··· Information shown ···

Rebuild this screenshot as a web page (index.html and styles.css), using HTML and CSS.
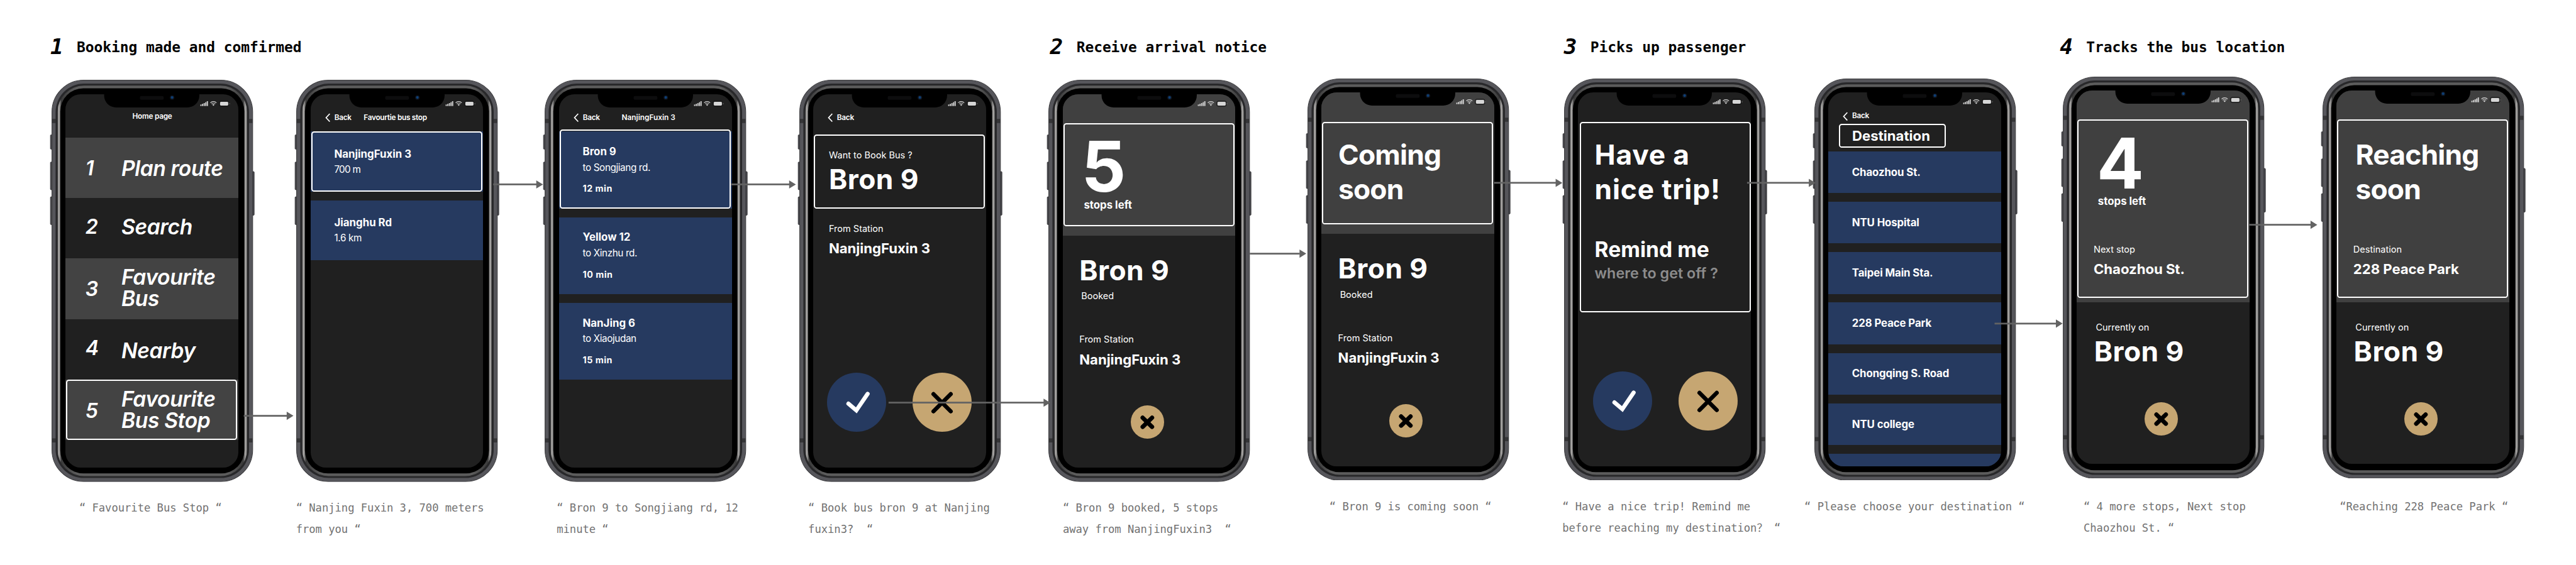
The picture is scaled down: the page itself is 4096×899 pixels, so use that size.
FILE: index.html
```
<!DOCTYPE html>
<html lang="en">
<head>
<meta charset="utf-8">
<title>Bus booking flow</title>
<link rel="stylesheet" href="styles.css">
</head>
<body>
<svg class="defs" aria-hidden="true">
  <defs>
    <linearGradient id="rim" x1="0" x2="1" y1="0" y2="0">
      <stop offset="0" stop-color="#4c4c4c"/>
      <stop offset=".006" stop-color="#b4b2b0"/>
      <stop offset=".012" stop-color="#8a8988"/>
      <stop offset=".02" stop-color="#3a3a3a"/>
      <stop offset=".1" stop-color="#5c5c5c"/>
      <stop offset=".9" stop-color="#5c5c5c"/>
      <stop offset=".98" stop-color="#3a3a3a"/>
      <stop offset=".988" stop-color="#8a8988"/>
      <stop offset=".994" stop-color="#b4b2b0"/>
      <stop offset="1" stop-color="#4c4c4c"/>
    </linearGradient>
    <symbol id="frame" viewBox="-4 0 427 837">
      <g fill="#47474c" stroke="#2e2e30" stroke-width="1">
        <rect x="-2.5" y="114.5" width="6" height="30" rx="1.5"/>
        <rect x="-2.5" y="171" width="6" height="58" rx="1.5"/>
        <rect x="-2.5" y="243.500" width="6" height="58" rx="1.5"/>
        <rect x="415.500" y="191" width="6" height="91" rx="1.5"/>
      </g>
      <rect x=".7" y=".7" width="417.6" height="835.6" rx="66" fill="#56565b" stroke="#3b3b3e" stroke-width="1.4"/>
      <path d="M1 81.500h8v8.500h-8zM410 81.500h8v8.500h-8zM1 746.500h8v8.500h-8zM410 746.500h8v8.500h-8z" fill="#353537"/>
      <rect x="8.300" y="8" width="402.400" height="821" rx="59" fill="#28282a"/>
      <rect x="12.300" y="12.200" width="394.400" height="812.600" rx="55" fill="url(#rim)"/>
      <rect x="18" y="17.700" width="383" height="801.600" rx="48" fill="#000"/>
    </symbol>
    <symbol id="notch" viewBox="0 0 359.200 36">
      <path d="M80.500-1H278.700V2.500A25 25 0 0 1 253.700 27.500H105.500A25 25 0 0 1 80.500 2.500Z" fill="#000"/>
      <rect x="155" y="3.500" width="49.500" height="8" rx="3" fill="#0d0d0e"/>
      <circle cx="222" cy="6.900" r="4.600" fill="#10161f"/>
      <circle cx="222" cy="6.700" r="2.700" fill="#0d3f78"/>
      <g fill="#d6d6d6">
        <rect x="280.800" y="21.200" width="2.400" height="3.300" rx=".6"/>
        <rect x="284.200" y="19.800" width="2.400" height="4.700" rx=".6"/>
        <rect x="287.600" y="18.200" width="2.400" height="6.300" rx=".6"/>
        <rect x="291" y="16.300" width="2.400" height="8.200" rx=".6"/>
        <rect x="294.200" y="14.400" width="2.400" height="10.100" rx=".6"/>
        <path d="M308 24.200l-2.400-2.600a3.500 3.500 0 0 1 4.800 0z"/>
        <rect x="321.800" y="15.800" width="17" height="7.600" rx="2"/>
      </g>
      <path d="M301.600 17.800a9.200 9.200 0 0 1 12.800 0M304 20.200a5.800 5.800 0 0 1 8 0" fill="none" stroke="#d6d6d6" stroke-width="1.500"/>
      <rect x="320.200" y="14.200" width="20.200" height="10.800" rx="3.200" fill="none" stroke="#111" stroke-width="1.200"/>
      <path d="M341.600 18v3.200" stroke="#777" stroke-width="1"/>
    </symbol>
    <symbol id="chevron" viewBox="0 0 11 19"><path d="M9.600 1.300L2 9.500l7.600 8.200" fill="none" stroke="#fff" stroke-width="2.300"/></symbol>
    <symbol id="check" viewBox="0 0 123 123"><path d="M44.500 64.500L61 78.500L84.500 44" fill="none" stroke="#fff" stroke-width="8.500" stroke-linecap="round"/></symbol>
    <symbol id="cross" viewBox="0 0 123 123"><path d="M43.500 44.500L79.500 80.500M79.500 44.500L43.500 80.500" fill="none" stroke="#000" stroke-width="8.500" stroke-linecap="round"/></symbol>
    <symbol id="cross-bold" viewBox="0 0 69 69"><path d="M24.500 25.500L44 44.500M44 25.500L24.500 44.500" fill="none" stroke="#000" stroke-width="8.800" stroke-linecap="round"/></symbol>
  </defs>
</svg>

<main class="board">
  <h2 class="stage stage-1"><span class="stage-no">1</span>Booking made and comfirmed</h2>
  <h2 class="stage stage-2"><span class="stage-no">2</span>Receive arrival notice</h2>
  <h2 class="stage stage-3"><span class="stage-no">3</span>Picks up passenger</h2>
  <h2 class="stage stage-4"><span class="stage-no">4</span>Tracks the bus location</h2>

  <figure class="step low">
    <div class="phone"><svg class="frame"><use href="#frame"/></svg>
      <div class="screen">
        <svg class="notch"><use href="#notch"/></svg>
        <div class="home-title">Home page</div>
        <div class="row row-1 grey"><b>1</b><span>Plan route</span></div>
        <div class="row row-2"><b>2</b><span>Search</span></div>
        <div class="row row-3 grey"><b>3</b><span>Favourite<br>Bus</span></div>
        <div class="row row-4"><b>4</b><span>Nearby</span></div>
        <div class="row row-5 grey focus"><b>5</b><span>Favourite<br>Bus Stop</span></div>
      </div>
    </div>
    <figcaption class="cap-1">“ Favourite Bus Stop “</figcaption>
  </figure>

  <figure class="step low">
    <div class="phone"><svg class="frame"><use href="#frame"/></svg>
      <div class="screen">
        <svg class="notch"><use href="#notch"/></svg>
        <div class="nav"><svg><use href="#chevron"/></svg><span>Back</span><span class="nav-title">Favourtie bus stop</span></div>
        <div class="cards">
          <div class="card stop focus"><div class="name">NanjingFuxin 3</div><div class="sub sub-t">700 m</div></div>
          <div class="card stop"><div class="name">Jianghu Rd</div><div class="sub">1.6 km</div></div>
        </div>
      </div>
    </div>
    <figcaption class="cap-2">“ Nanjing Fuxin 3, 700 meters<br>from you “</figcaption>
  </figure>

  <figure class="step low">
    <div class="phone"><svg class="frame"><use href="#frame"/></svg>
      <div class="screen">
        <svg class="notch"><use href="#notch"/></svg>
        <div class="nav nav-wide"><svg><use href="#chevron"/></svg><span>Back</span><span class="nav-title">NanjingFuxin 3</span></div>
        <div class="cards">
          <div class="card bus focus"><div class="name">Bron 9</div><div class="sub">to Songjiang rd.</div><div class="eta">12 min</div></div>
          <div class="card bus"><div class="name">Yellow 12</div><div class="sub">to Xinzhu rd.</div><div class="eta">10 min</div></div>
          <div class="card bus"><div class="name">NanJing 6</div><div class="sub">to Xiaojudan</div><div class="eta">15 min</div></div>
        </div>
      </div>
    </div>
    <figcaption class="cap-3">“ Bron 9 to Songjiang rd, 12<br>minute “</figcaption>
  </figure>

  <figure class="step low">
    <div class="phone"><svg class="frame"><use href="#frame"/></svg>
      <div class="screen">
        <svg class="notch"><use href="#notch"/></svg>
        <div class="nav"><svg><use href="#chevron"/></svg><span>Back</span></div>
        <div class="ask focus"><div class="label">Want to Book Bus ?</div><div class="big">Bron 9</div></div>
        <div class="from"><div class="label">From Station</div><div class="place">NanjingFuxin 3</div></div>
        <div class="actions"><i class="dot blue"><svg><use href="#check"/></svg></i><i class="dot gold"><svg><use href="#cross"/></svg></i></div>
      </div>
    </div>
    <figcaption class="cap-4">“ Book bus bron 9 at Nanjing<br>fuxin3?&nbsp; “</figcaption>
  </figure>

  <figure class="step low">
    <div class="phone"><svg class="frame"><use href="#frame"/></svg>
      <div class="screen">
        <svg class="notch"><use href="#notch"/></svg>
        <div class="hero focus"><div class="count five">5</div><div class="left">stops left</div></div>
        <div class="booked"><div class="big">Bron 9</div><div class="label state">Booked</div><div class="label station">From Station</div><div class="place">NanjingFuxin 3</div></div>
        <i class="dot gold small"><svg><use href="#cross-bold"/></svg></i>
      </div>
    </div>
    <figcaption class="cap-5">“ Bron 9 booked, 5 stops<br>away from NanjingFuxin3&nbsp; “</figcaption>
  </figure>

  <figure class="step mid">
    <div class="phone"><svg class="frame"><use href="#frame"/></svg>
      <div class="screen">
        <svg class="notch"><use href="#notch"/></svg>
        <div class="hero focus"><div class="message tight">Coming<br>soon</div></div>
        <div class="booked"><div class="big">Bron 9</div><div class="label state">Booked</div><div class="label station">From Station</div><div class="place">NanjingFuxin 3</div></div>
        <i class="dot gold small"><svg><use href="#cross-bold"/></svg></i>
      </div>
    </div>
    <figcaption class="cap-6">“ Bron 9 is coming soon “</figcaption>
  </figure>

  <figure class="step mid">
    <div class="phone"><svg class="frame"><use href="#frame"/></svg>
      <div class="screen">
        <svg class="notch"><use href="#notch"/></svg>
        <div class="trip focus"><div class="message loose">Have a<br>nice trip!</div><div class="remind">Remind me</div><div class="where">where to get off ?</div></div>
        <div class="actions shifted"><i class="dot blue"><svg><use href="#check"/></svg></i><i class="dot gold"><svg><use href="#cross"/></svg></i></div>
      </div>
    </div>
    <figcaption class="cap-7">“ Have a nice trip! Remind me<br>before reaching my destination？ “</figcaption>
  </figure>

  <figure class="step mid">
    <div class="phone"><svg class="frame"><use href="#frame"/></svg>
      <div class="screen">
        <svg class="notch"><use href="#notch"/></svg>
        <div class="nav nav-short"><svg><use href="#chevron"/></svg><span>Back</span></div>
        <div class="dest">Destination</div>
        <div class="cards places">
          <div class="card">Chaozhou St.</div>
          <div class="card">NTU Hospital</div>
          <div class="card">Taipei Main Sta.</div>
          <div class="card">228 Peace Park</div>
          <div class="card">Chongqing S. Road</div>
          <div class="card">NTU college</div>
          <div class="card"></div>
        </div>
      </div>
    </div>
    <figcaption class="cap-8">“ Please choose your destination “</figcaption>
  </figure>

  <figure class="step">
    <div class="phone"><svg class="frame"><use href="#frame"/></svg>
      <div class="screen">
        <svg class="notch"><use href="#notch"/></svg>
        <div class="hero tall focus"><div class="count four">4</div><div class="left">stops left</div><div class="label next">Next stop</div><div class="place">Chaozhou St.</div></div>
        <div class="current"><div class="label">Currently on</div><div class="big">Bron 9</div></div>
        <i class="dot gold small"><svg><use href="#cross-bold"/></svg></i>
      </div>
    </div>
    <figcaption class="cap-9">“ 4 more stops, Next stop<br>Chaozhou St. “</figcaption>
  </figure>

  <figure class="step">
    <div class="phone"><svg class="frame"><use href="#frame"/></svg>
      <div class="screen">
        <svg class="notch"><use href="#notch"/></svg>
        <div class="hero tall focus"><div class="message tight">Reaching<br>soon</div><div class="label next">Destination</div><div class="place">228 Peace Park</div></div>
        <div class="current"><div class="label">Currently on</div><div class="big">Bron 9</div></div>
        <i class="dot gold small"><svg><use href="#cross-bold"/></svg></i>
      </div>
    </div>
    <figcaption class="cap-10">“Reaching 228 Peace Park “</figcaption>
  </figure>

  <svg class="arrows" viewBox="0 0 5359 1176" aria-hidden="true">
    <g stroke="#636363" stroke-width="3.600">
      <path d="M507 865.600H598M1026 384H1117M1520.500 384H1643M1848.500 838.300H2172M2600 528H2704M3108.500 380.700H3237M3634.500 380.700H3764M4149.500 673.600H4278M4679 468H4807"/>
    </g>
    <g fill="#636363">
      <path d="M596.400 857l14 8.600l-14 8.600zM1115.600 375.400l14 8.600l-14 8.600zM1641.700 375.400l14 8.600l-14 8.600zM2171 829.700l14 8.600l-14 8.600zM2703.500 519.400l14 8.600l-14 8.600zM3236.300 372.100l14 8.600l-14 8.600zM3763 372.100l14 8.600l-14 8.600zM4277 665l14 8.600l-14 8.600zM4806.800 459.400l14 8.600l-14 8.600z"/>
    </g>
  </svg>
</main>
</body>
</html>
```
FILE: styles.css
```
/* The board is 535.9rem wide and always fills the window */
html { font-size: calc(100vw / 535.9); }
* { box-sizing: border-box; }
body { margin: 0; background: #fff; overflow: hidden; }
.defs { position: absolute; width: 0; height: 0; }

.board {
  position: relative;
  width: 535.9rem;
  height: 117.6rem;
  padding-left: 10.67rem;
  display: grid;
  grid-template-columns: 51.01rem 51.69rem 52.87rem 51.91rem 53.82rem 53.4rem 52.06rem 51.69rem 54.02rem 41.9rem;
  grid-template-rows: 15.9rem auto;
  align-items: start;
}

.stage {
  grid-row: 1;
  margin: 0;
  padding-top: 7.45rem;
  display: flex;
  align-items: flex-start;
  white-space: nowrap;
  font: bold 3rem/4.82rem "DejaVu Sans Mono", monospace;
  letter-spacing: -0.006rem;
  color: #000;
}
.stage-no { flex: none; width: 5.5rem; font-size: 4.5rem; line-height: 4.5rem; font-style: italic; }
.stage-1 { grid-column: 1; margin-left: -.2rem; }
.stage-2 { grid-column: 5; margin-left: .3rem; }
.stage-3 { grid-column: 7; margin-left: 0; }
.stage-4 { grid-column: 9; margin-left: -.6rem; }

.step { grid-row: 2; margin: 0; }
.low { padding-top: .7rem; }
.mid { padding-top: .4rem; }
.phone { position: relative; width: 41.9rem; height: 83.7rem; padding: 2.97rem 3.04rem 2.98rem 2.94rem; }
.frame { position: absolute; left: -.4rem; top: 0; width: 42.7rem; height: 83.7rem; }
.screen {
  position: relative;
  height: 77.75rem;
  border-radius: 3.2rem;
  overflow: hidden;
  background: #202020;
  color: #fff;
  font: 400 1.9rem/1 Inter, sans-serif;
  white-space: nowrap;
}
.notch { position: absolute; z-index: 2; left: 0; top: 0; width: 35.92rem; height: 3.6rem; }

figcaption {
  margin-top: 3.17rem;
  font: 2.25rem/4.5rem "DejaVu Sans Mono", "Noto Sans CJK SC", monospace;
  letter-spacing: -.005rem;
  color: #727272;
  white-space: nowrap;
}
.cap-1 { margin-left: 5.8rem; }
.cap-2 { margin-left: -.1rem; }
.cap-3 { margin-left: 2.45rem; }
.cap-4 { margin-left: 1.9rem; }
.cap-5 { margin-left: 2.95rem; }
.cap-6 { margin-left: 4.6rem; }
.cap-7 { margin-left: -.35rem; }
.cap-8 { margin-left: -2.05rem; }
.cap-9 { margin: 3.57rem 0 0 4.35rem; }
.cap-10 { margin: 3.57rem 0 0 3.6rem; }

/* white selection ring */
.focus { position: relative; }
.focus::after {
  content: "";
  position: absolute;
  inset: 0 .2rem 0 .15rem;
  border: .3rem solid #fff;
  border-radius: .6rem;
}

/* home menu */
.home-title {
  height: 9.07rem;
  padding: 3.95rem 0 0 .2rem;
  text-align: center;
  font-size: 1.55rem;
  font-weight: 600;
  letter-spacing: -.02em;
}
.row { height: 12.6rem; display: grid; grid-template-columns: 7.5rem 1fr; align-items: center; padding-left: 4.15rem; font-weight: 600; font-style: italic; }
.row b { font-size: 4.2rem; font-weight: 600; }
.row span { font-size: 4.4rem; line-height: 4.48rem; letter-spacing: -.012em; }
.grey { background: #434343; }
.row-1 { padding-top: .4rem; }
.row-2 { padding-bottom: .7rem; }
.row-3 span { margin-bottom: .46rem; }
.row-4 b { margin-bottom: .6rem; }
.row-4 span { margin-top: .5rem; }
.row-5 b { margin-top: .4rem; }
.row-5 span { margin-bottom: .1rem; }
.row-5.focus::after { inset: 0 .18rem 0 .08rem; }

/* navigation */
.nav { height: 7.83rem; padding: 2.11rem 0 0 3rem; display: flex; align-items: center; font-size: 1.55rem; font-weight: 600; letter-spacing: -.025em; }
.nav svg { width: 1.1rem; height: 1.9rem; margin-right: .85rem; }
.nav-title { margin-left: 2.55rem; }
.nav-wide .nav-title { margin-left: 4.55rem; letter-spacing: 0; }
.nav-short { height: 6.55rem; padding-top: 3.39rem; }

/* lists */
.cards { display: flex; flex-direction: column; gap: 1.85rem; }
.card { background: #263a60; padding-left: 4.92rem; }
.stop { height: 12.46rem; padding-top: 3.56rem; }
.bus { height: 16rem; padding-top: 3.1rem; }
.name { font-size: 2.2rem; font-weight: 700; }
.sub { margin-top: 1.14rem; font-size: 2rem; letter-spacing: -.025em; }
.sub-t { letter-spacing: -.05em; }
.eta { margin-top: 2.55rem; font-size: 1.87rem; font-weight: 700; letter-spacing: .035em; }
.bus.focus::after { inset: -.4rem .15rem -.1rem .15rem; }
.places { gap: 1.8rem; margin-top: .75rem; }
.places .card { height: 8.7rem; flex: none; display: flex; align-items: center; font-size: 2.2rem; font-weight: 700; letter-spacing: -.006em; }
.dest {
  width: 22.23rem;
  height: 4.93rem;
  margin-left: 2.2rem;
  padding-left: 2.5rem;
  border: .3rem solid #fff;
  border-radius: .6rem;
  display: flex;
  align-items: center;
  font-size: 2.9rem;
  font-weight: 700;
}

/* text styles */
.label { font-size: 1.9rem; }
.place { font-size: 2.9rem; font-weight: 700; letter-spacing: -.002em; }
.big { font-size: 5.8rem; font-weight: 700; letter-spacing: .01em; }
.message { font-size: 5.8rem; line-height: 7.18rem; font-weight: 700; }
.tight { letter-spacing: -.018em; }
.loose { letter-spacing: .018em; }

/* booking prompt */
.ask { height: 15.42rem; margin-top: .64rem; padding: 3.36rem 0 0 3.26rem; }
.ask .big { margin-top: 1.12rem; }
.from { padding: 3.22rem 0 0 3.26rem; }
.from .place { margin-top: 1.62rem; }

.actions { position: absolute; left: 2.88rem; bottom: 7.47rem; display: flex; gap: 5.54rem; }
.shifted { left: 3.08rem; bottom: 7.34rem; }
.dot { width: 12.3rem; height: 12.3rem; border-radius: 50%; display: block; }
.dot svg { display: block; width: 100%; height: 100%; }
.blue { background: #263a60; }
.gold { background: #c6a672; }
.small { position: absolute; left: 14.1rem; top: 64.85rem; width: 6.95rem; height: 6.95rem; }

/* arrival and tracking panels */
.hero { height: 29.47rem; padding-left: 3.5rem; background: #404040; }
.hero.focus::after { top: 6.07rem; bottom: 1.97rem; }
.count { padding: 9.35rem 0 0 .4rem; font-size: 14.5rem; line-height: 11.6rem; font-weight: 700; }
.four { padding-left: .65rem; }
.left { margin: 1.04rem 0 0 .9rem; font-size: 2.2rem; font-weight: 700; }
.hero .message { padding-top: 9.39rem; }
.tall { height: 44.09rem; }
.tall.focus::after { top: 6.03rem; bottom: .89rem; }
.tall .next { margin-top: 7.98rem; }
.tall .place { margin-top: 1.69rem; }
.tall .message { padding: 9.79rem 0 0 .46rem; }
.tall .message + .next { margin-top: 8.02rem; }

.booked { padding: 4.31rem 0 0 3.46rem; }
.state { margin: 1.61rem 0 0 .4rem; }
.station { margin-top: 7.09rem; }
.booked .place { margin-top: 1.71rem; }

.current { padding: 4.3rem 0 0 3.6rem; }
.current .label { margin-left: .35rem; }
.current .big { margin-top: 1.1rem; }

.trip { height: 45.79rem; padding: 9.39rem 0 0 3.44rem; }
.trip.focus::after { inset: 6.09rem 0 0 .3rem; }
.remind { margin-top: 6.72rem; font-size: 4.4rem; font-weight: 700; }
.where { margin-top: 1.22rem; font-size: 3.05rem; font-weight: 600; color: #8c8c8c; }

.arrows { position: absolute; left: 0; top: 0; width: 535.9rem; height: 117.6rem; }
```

···

Given exercise
Scan the material and collect every line that contains "html".

Task answer
Rebuild this screenshot as a web page (index.html and styles.css), using HTML and CSS.
FILE: index.html
<!DOCTYPE html>
<html lang="en">
</html>
html { font-size: calc(100vw / 535.9); }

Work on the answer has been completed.